Há falta de investimento, de manutenção, de recursos humanos, todo este conjunto que se tem vindo a degradar. Um outro governo, seja ele qual for, não pode dizer “eu chego lá e em três meses está tudo um brinquinho”, porque isso é desonesto, mas pode é chegar lá e olhar para todos estes elementos de uma forma completamente diferente daquilo que este Governo tem feito. Claro que quando este Governo chegou, há três anos, já havia problemas, mas estava melhor. Com este Governo piorou bastante, disso não há dúvida nenhuma. E agora que estamos em cima das eleições já há mais enfermeiros, já há isto e aquilo. Nestes últimos dias tem sido uma coisa fantástica: é para a ferrovia, é para o SNS, e ainda estamos a dez meses das eleições, quando chegarmos a agosto devem ser milhões a chover por todo o lado a ver se enganam o eleitorado.
Se tiver de escolher entre manter o défice controlado ou investir mais em serviços públicos, qual será a sua escolha?
Tem de se manter sempre o défice controlado. Agora, depois das contas controladas, é uma questão de decisão política onde é que se investe mais e onde é que se investe menos. Mas as contas públicas têm de estar controladas e a dívida pública tem de baixar. Vamos lá ter sentido de responsabilidade: com este Governo, a dívida pública em fins de 2019 vai ser cerca de 20 mil milhões mais alta do que era em 2015.

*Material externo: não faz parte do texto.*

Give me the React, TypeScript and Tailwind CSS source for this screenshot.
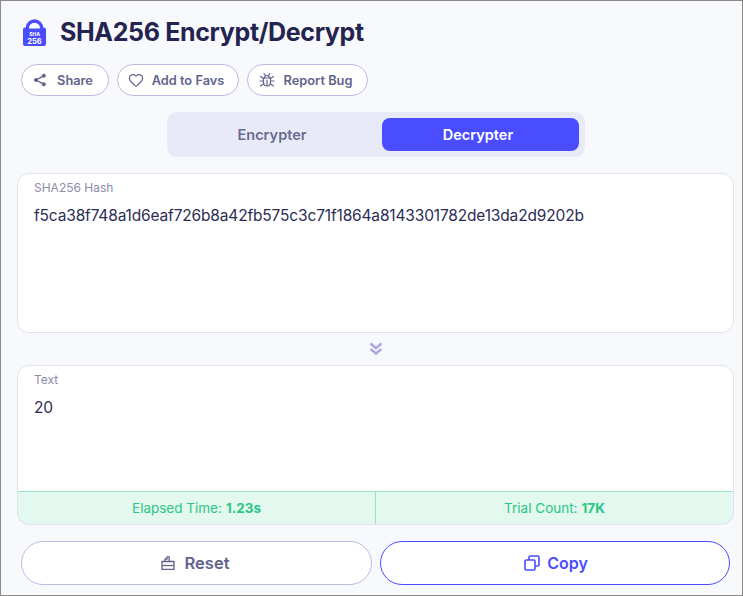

Disse que o Governo falhou ao criar dois salários mínimos nacionais, 600 euros no privado e 635 no público. Tínhamos condições para ir mais longe no privado?
Não, mas temos condições… Eu não sou comunista e não defendo salário igual, porque há méritos, empenho, preparação técnica, muita coisa que faz variar o salário, mas nós não estamos a falar nisso. Estamos a falar no SMN e para mim o SMN nacional é injusto. Qualquer pessoa, em qualquer função, que a cumpra de forma satisfatória, merece mais do que o SMN. Só não pagamos mais porque a economia não o permite e a distribuição de riqueza que está feita não é justa.
Então onde é que o Governo falhou?
Se estamos a falar deste patamar cá em baixo, aí não podemos discriminar portugueses. Temos de tratá-los todos por igual, sejam do setor público ou privado.